Oyate Tubby - Senior
(more pictures available)

Oyate is one of two seniors to graduate the first term of the school year.  And the first for our program to spotlight.  She is deligtful and full of enthusiasm and energy. I asked Oyate to write a little about herself:  

My friends and family descibe me as creative, kind, passionate, hard working and beautiful. I love to sing, draw and to watch movies during my free time. My all time favorite movie is The Nightmare Before Christmas. My favorite food comes from my mother's side of the family, Filipino egg rolls called Lumpia. My favorite color is blue and my favorite sport is football. My favorite class was oil painting. My most memorable moment of high school has to be when my former principal Joe Kelly of Landmark High School pinned me with a special dragon pin for showing true dragon spirit in front of the whole school. My future plans are to work full time at a good paying job and move out on my own. One thing I have on my bucket list is to visit Australia. My favorite quote of all time is, "In the end, it's not going to matter how many breaths you took but how many moments took your breath away." -Unknown


Beaded Medallion Building Workshop

     One December 14th, students will have the opporotunity to work with Michelle Sanchez; beader, traditional regalia expert and teacher.  She will teach the basics of beading a Native American medallion.  Michelle learned to bead at a very young age and has shared her expertise and knowledge through artist in residence programs, after school labs and studio classes.   The class will be held on Monday, December 14 from 4:00-6:00 at Larsen Elementary.  The cost of the materials will be $10.00.  

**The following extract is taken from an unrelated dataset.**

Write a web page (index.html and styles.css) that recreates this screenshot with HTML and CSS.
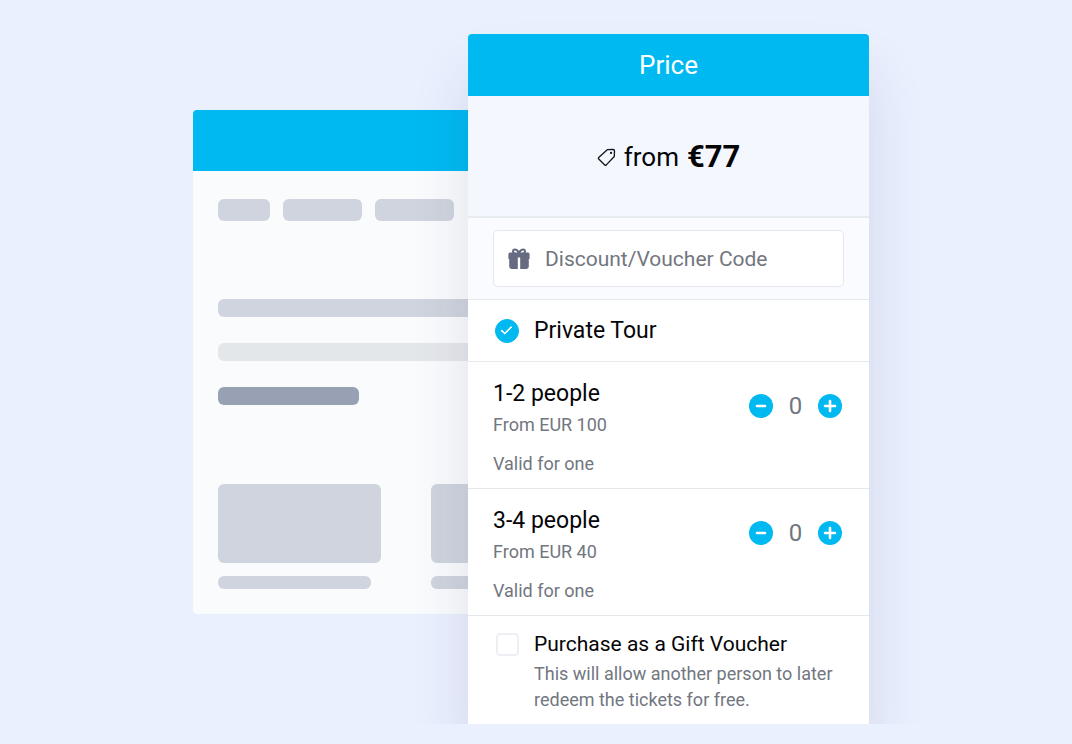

      Native American medallions have been traced back to as early as 800 A.D.  The medallions were traditionally used as talisman against threat or harm. Medallions have been made of metals, precious stones, shells, and bone.  Since the introduction of trade beads,  medallions have become more sophisticated in their design.  Modern day madallions are now sometimes used as cultural and individual identity markers.  Come join us in learning how to build this traditional craft that spans across time and tribes.